SALINAS – On June 25, 2018 the Monterey County District Attorney’s Office announced that James Abner Smith, 48, of Monterey, pleaded guilty to a charge involving the failure to obtain workers’ compensation insurance for his employees with one prior conviction.
Smith, a California contractor, owns and manages Carmel Landscape Company. On May 17, 2017, the Contractors State Licensing Board (CSLB) investigated a landscaping project at a Carmel residence involving multiple workers. The CSLB investigator determined that the project belonged to Smith. Although workers were present on site and identified Mr. Smith as their employer, Mr. Smith had previously told the CSLB that he did not have employees and was, therefore, “exempt” from workers’ compensation requirements.
“CSLB investigators work throughout the year to protect consumers and also to protect contractors who are following California law,” said California Statewide Law Enforcement Association (CSLEA) President Alan Barcelona. “Those who skirt the law to save money are putting law-abiding contractors at a disadvantage when bids for jobs are made. In addition, they are putting consumers at risk should one of their workers become injured on the job.”
Smith was cited for being in violation of Labor Code section 3700.5. The matter was referred to the Monterey County District Attorney’s Workers’ Compensation Fraud Unit for criminal charges. The District Attorney reviewed the case, determined that Smith had a prior conviction for failing to secure workers compensation insurance, and filed charges.

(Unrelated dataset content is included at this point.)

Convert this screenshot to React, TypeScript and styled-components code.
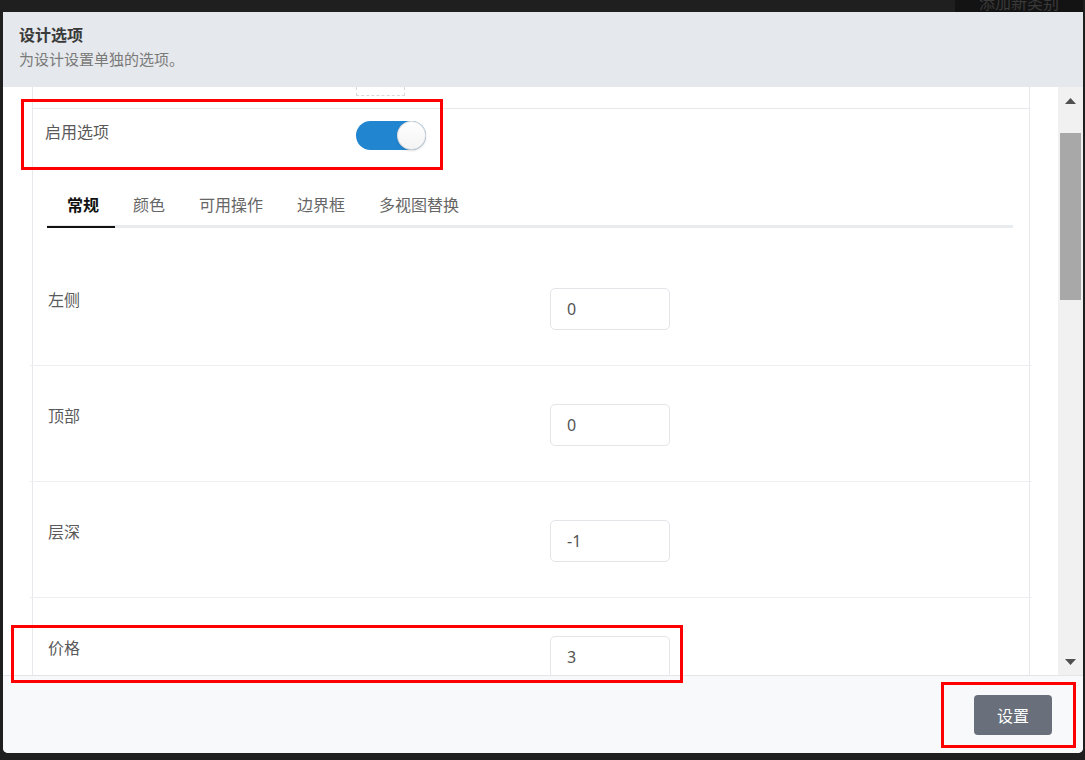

Smith is scheduled to be sentenced on September 28, 2018. He faces a maximum possible sentence of one year in county jail and a $50,000 fine.
California law mandates that employees be covered by workers’ compensation insurance so that there is adequate medical coverage and other benefits for employees for any work-related injuries that may occur. The mere fact that a worker is hired to simply work on several projects does not, by itself, mean that the worker is not an employee for whom workers compensation insurance must be purchased. The failure to secure workers’ compensation insurance is a criminal offense in California.